CG: That’s an excellent question, Peter. I’m glad you asked it, because – in the spirit of spin and distraction, something with which I’m sure you identify – it gives me an opportunity to not actually answer your question and instead wax lyrical about the time that I broke that story about ABC Lateline inventing a whole pile of ‘facts’ and sparking a multi-billion government invasion of Aboriginal communities. Or that other time I got my hands on a secret tape recording of your head of news and current affairs Bruce Belsham directing journalist Nick Ross to write a hatchet job – any hatchet job – on the Labor Party, because an earlier piece he’d written was critical of the Libs. Or that time I broke the story about the fake ‘exclusive’ one of your journalists attached to a story about Ricky Gervais and Aboriginal art which she stole from NITV. Or that time I wrote the story (to be published soon) about the hatchet job you did on Julian Assange while your organisation twisted itself in knots over a simple police raid while trying to distract from the fact that your journalists’ actions exposed a source to decades in jail.
My point being, you’re right. This latest piece of ‘non-basic journalism’ is not my greatest expose on the ABC. I can do, and intend to do, better.
It is, however, still an important matter of public interest, highlighted by the fact that (a) I asked you a very simple, polite question about it and you have apparently shit your pants in response; and (b) your response to me pretends to be a complete response to my questions, despite the fact you pointedly ignored my specific inquiries about how much advertising revenue the ABC has generated. Call me crazy, but it’s almost as though you tried to distract me from relevant questions about a matter of public interest with unprofessional ranting and ad hominem insults.

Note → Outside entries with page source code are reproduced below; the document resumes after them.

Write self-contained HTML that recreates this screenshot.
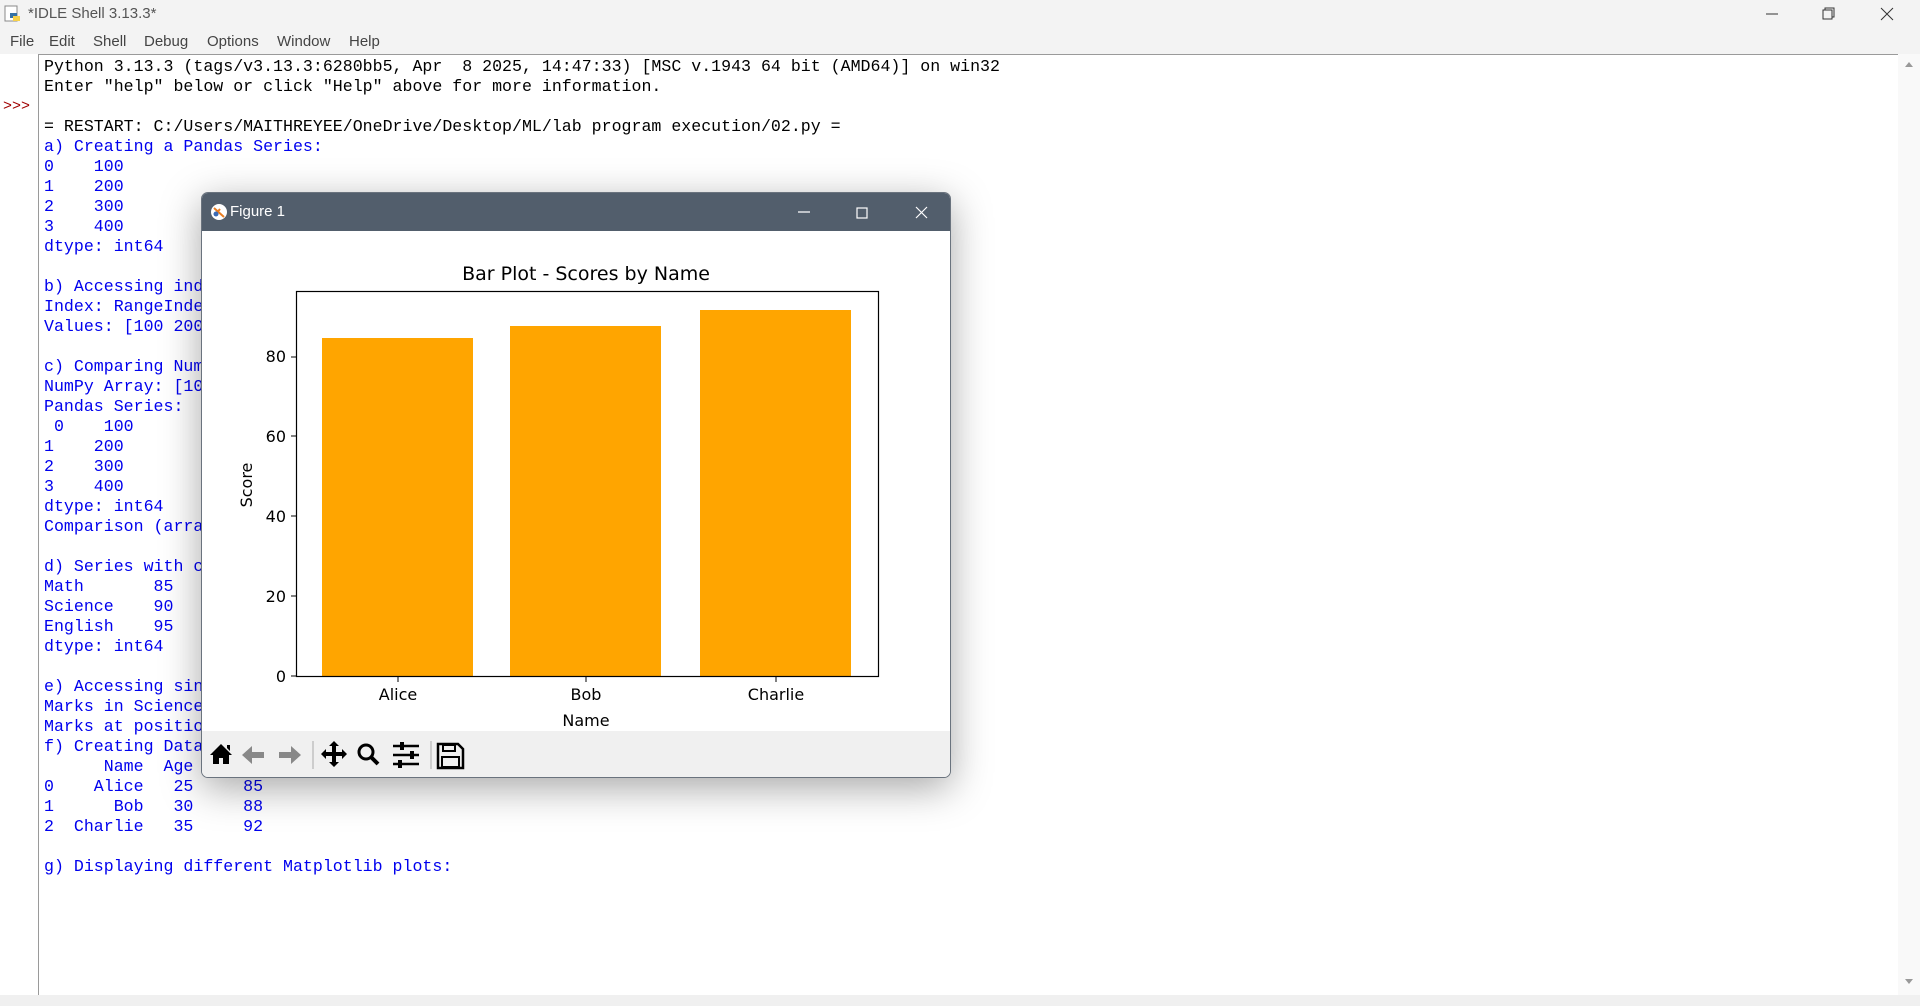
<!DOCTYPE html>
<html><head><meta charset="utf-8"><style>
*{margin:0;padding:0;box-sizing:border-box}
body{width:1920px;height:1006px;overflow:hidden;background:#fff;position:relative;font-family:"Liberation Sans",sans-serif}
.tb{position:absolute;left:0;top:0;width:1920px;height:29px;background:#f3f3f3}
.mb{position:absolute;left:0;top:29px;width:1920px;height:25px;background:#f3f3f3}
.mb span{position:absolute;top:4px;font-size:15px;color:#444}
.ta{position:absolute;left:38px;top:54px;width:1860px;height:941px;border-left:1px solid #9a9a9a;border-top:1px solid #9a9a9a;background:#fff}
pre{position:absolute;left:44px;top:57px;font-family:"Liberation Mono",monospace;font-size:16.6px;line-height:20px;color:#0000ee}
.k{color:#000}
.sb{position:absolute;left:1898px;top:54px;width:22px;height:941px;background:#f9f9f9}
.st{position:absolute;left:0;top:995px;width:1920px;height:11px;background:#f0f0f0}
.fig{position:absolute;left:201px;top:192px;width:750px;height:586px;background:#fff;border-radius:7px;overflow:hidden;box-shadow:0 10px 40px rgba(0,0,0,.35);border:1px solid #6a737e}
.ft{height:38px;background:#525e6c;color:#fff;font-size:15px;position:relative}
.tool{position:absolute;left:0;top:538px;width:750px;height:48px;background:#f0f0f0}
</style></head><body>
<div class="tb">
<svg style="position:absolute;left:4px;top:5px" width="18" height="18"><rect x="1" y="1" width="12" height="15" fill="#fff" stroke="#888"/><rect x="6" y="8" width="7" height="5" fill="#3572a5"/><rect x="9" y="11" width="7" height="5" fill="#f7d14a"/></svg>
<span style="position:absolute;left:28px;top:5px;font-size:15px;color:#555">*IDLE Shell 3.13.3*</span>
<svg style="position:absolute;left:1762px;top:6px" width="140" height="18" stroke="#333" fill="none" stroke-width="1"><line x1="4" y1="8" x2="16" y2="8"/><rect x="61" y="4" width="9" height="9"/><path d="M63 4V2h9v9h-2"/><path d="M119 2l12 12M131 2l-12 12"/></svg>
</div>
<div class="mb"><span style="left:10px">File</span><span style="left:49px">Edit</span><span style="left:93px">Shell</span><span style="left:144px">Debug</span><span style="left:207px">Options</span><span style="left:277px">Window</span><span style="left:349px">Help</span></div>
<div class="ta"></div>
<div style="position:absolute;left:3px;top:98px;font-family:'Liberation Mono',monospace;font-size:15px;color:#a00000">&gt;&gt;&gt;</div>
<pre><span class="k">Python 3.13.3 (tags/v3.13.3:6280bb5, Apr  8 2025, 14:47:33) [MSC v.1943 64 bit (AMD64)] on win32
Enter "help" below or click "Help" above for more information.

= RESTART: C:/Users/MAITHREYEE/OneDrive/Desktop/ML/lab program execution/02.py =</span>
a) Creating a Pandas Series:
0    100
1    200
2    300
3    400
dtype: int64

b) Accessing index and values:
Index: RangeIndex(start=0, stop=4, step=1)
Values: [100 200 300 400]

c) Comparing NumPy Array and Pandas Series:
NumPy Array: [100 200 300 400]
Pandas Series:
 0    100
1    200
2    300
3    400
dtype: int64
Comparison (array == series):

d) Series with custom index:
Math       85
Science    90
English    95
dtype: int64

e) Accessing single element:
Marks in Science: 90
Marks at position 0: 85
f) Creating DataFrame:
      Name  Age  Score
0    Alice   25     85
1      Bob   30     88
2  Charlie   35     92

g) Displaying different Matplotlib plots:</pre>
<div class="sb"><svg width="22" height="941"><path d="M7 13l4-5 4 5z" fill="#999"/><path d="M7 925l4 5 4-5z" fill="#999"/></svg></div>
<div class="st"></div>
<div class="fig">
<div class="ft">
<svg style="position:absolute;left:8px;top:10px" width="18" height="18"><circle cx="9" cy="9" r="8" fill="#fff"/><path d="M4 5l10 9M5 12l5-6" stroke="#e87d22" stroke-width="2"/><circle cx="6" cy="11" r="2.5" fill="#3a6ab5"/></svg>
<span style="position:absolute;left:28px;top:10px">Figure 1</span>
<svg style="position:absolute;left:594px;top:12px" width="140" height="16" stroke="#fff" fill="none" stroke-width="1.2"><line x1="2" y1="7" x2="14" y2="7"/><rect x="61" y="3" width="10" height="10"/><path d="M120 2l11 11M131 2l-11 11"/></svg>
</div>
<svg width="750" height="500" style="position:absolute;left:0;top:38px" font-family="DejaVu Sans,sans-serif" fill="#000">
<text x="384" y="49" font-size="19" text-anchor="middle">Bar Plot - Scores by Name</text>
<rect x="120" y="107" width="151" height="338" fill="#ffa500"/>
<rect x="308" y="95" width="151" height="350" fill="#ffa500"/>
<rect x="498" y="79" width="151" height="366" fill="#ffa500"/>
<rect x="94.5" y="60.5" width="582" height="385" fill="none" stroke="#000" stroke-width="1.2"/>
<g font-size="16" text-anchor="end">
<text x="84" y="451">0</text><text x="84" y="371">20</text><text x="84" y="291">40</text><text x="84" y="211">60</text><text x="84" y="131">80</text></g>
<g stroke="#000"><line x1="89" y1="445" x2="94" y2="445"/><line x1="89" y1="365" x2="94" y2="365"/><line x1="89" y1="285" x2="94" y2="285"/><line x1="89" y1="205" x2="94" y2="205"/><line x1="89" y1="126" x2="94" y2="126"/>
<line x1="196" y1="446" x2="196" y2="451"/><line x1="384" y1="446" x2="384" y2="451"/><line x1="574" y1="446" x2="574" y2="451"/></g>
<g font-size="16" text-anchor="middle"><text x="196" y="469">Alice</text><text x="384" y="469">Bob</text><text x="574" y="469">Charlie</text><text x="384" y="495">Name</text></g>
<text transform="translate(50,254) rotate(-90)" font-size="16" text-anchor="middle">Score</text>
</svg>
<div class="tool">
<svg width="300" height="48" fill="#000">
<path d="M8 24L19 13 30 24h-3v9h-6v-6h-4v6h-6v-9z M25 14h3v6l-3-3z"/>
<g fill="#888"><path d="M40 24l10-9v6h12v6H50v6z"/><path d="M99 24l-10-9v6H77v6h12v6z"/></g>
<line x1="111" y1="10" x2="111" y2="38" stroke="#aaa"/>
<path d="M132 10l-5 5h3v6h-6v-3l-5 5 5 5v-3h6v6h-3l5 5 5-5h-3v-6h6v3l5-5-5-5v3h-6v-6h3z"/>
<circle cx="164" cy="21" r="7" fill="none" stroke="#000" stroke-width="3"/><path d="M169 26l7 7" stroke="#000" stroke-width="4"/>
<g stroke="#000" stroke-width="2.5"><line x1="191" y1="15" x2="217" y2="15"/><line x1="191" y1="24" x2="217" y2="24"/><line x1="191" y1="33" x2="217" y2="33"/></g>
<rect x="198" y="11" width="4" height="8"/><rect x="208" y="20" width="4" height="8"/><rect x="196" y="29" width="4" height="8"/>
<line x1="229" y1="10" x2="229" y2="38" stroke="#aaa"/>
<path d="M236 13h20l5 5v19h-25z" fill="none" stroke="#000" stroke-width="2.5"/><rect x="241" y="14" width="12" height="6" fill="none" stroke="#000" stroke-width="2"/><rect x="240" y="26" width="17" height="10" fill="none" stroke="#000" stroke-width="2"/>
</svg>
</div>
</div>
</body></html>
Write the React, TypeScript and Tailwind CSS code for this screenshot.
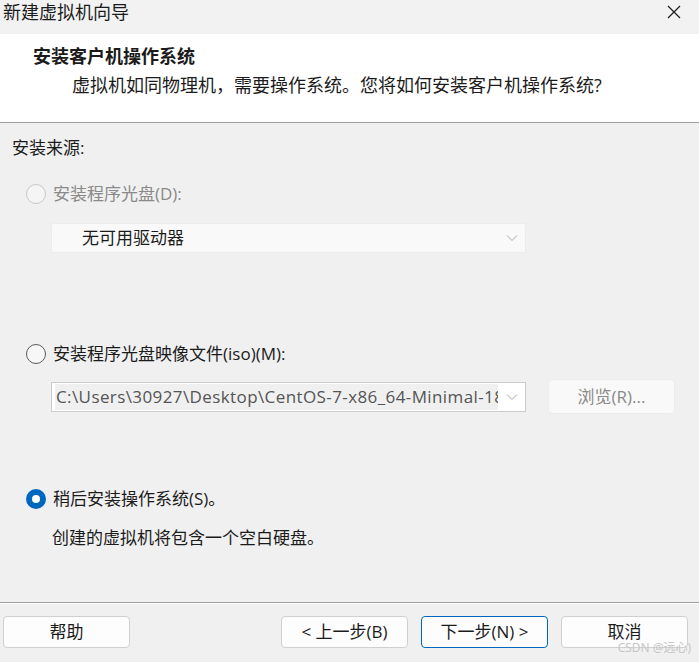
import React from "react";

const font = { fontFamily: '"Open Sans", "Noto Sans CJK SC", sans-serif' };

function Radio({ checked, disabled }: { checked?: boolean; disabled?: boolean }) {
  if (checked) {
    return (
      <span className="w-[20px] h-[20px] rounded-full bg-[#0067c0] flex items-center justify-center shrink-0">
        <span className="w-[8px] h-[8px] rounded-full bg-white" />
      </span>
    );
  }
  return (
    <span
      className={
        "w-[20px] h-[20px] rounded-full border shrink-0 " +
        (disabled ? "border-[#c8c8c8] bg-[#f5f5f5]" : "border-[#5a5a5a] bg-[#f7f7f7]")
      }
    />
  );
}

function Chevron() {
  return (
    <svg width="12" height="8" viewBox="0 0 12 8" className="shrink-0">
      <path d="M1 1.5 L6 6.5 L11 1.5" fill="none" stroke="#a8a8a8" strokeWidth="1" />
    </svg>
  );
}

function Btn({ label, primary }: { label: string; primary?: boolean }) {
  return (
    <button
      className={
        "w-[127px] h-[32px] rounded-[4px] bg-[#fdfdfd] text-[17px] text-[#1b1b1b] flex items-center justify-center " +
        (primary ? "border border-[#0067c0]" : "border border-[#d0d0d0]")
      }
    >
      {label}
    </button>
  );
}

export default function App() {
  return (
    <div className="w-[699px] h-[662px] bg-[#f0f0f0] flex flex-col overflow-hidden text-[#1b1b1b]" style={font}>
      {/* Title bar */}
      <div className="h-[34px] bg-[#f2f2f2] flex items-center justify-between pl-[3px] pr-[18px]">
        <span className="text-[18px] leading-none -mt-[10px]">新建虚拟机向导</span>
        <svg width="14" height="14" viewBox="0 0 14 14" className="-mt-[10px]">
          <path d="M1 1 L13 13 M13 1 L1 13" stroke="#1b1b1b" strokeWidth="1.2" />
        </svg>
      </div>

      {/* Header */}
      <div className="h-[89px] bg-white border-b border-[#a0a0a0] pt-[10px]">
        <div className="pl-[33px] text-[18px] font-bold leading-[24px]">安装客户机操作系统</div>
        <div className="pl-[72px] text-[18px] leading-[24px] mt-[5px]">
          虚拟机如同物理机，需要操作系统。您将如何安装客户机操作系统?
        </div>
      </div>

      {/* Body */}
      <div className="flex-1 flex flex-col pl-[12px] pt-[13px] text-[17px]">
        <div className="leading-[24px]">安装来源:</div>

        <div className="flex items-center gap-[7px] ml-[14px] mt-[22px] h-[24px]">
          <Radio disabled />
          <span className="text-[#8a8a8a]">安装程序光盘(D):</span>
        </div>
        <div className="ml-[39px] mt-[17px] w-[475px] h-[30px] bg-[#f9f9f9] border border-[#ececec] rounded-[2px] flex items-center justify-between pl-[30px] pr-[7px]">
          <span>无可用驱动器</span>
          <Chevron />
        </div>

        <div className="flex items-center gap-[7px] ml-[14px] mt-[89px] h-[24px]">
          <Radio />
          <span>安装程序光盘映像文件(iso)(M):</span>
        </div>
        <div className="flex items-center mt-[13px]">
          <div className="ml-[39px] w-[475px] h-[30px] bg-white border border-[#cccccc] flex items-center justify-between pl-[3px] pr-[7px]">
            <span className="bg-[#f0f0f0] w-[443px] h-[26px] overflow-hidden whitespace-nowrap text-[17px] tracking-[0.4px] leading-[26px] text-[#555555] pl-[1px]">
              C:\Users\30927\Desktop\CentOS-7-x86_64-Minimal-1804.iso
            </span>
            <Chevron />
          </div>
          <div className="ml-[22px] w-[127px] h-[35px] rounded-[4px] bg-[#f9f9f9] border border-[#ececec] flex items-center justify-center text-[#8a8a8a]">
            浏览(R)...
          </div>
        </div>

        <div className="flex items-center gap-[7px] ml-[14px] mt-[73px] h-[24px]">
          <Radio checked />
          <span>稍后安装操作系统(S)。</span>
        </div>
        <div className="ml-[40px] mt-[15px] leading-[24px]">创建的虚拟机将包含一个空白硬盘。</div>
      </div>

      {/* Footer */}
      <div className="h-[60px] border-t border-[#a0a0a0] relative">
        <div className="border-t border-white" />
        <div className="flex items-center pl-[3px] pt-[12px]">
          <Btn label="帮助" />
          <div className="ml-[151px] flex gap-[13px]">
            <Btn label="< 上一步(B)" />
            <Btn label="下一步(N) >" primary />
            <Btn label="取消" />
          </div>
        </div>
        <span className="absolute right-[8px] bottom-[8px] text-[12px] text-[#c4c4c4] leading-none">CSDN @远心)</span>
      </div>
    </div>
  );
}
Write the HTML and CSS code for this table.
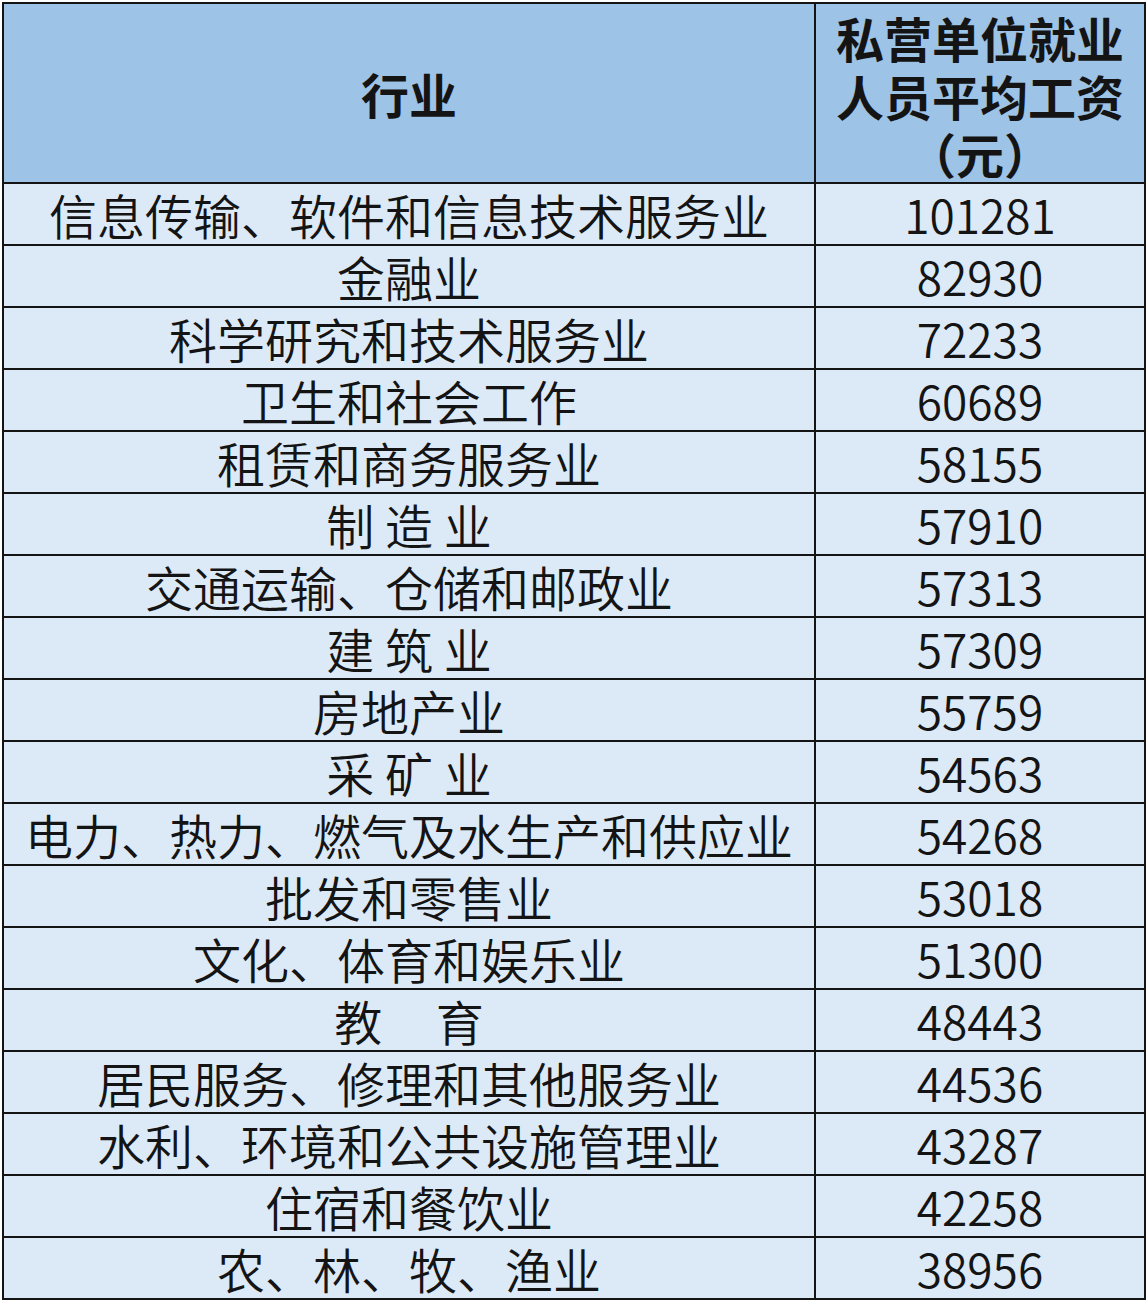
FILE: index.html
```html
<!DOCTYPE html>
<html lang="zh-CN">
<head>
<meta charset="utf-8">
<title>私营单位就业人员平均工资</title>
<link rel="stylesheet" href="styles.css">
</head>
<body>
<div class="sheet">
  <div class="cell head head-name">行业</div>
  <div class="cell head head-value"><div class="head-lines"><div>私营单位就业</div><div>人员平均工资</div><div>（元）</div></div></div>

  <div class="cell name">信息传输、软件和信息技术服务业</div><div class="cell num">101281</div>
  <div class="cell name">金融业</div><div class="cell num">82930</div>
  <div class="cell name">科学研究和技术服务业</div><div class="cell num">72233</div>
  <div class="cell name">卫生和社会工作</div><div class="cell num">60689</div>
  <div class="cell name">租赁和商务服务业</div><div class="cell num">58155</div>
  <div class="cell name">制 造 业</div><div class="cell num">57910</div>
  <div class="cell name">交通运输、仓储和邮政业</div><div class="cell num">57313</div>
  <div class="cell name">建 筑 业</div><div class="cell num">57309</div>
  <div class="cell name">房地产业</div><div class="cell num">55759</div>
  <div class="cell name">采 矿 业</div><div class="cell num">54563</div>
  <div class="cell name">电力、热力、燃气及水生产和供应业</div><div class="cell num">54268</div>
  <div class="cell name">批发和零售业</div><div class="cell num">53018</div>
  <div class="cell name">文化、体育和娱乐业</div><div class="cell num">51300</div>
  <div class="cell name">教     育</div><div class="cell num">48443</div>
  <div class="cell name">居民服务、修理和其他服务业</div><div class="cell num">44536</div>
  <div class="cell name">水利、环境和公共设施管理业</div><div class="cell num">43287</div>
  <div class="cell name">住宿和餐饮业</div><div class="cell num">42258</div>
  <div class="cell name">农、林、牧、渔业</div><div class="cell num">38956</div>
</div>
</body>
</html>
```

FILE: styles.css
```css
html, body {
  margin: 0;
  padding: 0;
  background: #ffffff;
}

.sheet {
  display: grid;
  grid-template-columns: 810px 328px;
  grid-template-rows: 178px repeat(18, 60px);
  gap: 2px;
  padding: 2px;
  margin: 2px 0 0 2px;
  width: fit-content;
  background: #141414;
  font-family: "Noto Sans CJK SC", "Noto Sans", sans-serif;
  color: #141414;
}

.cell {
  display: flex;
  align-items: center;
  justify-content: center;
  background: #dceaf7;
  font-size: 48px;
  line-height: 48px;
  font-weight: 350;
  white-space: pre;
}

.num {
  font-size: 46px;
}

.head {
  background: #9dc3e6;
  font-weight: 700;
  line-height: 58px;
}

.head-value {
  align-items: flex-start;
  padding-top: 4px;
  box-sizing: border-box;
}

.head-lines {
  text-align: center;
  line-height: 58px;
}
```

Which leads me to a few questions of my own.

Firstly, are you sure you’re cut out for media relations, Peter? You seem like a nice guy, if not a little tightly wound, but your hyper-defensive/aggressive response suggests that maybe you cut your teeth in media relations in Eric Abetz’s office, and that he’s then planted you at Ultimo in order to piss off journalists and trick them in to writing nasty things about the ABC (I think I speak on behalf of all non-ABC journalists when I say ‘obviously, we don’t need your or Eric’s help on that front’)?

Secondly, when you say, “We’ve had this policy for some time and it’s readily available to anyone who cares to look for it”, are you sure you don’t mean, “Your chances of finding this policy on our busted-arse, poorly designed monolithic website is zero to none, but if by some miracle you do, unlike every other download on the ABC site, we’ve deliberately left any explanatory introduction off this one so that it’s not at all obvious what it is about because we don’t really want you reading it but we do want to be able to point to it and pretend that its transparently available?”

Finally, in closing, Peter, can you tell me how much advertising revenue the ABC generated in 2018-19 and can you also tell me how much advertising revenue the ABC generated in the month of August 2019? Seriously though… can you… please?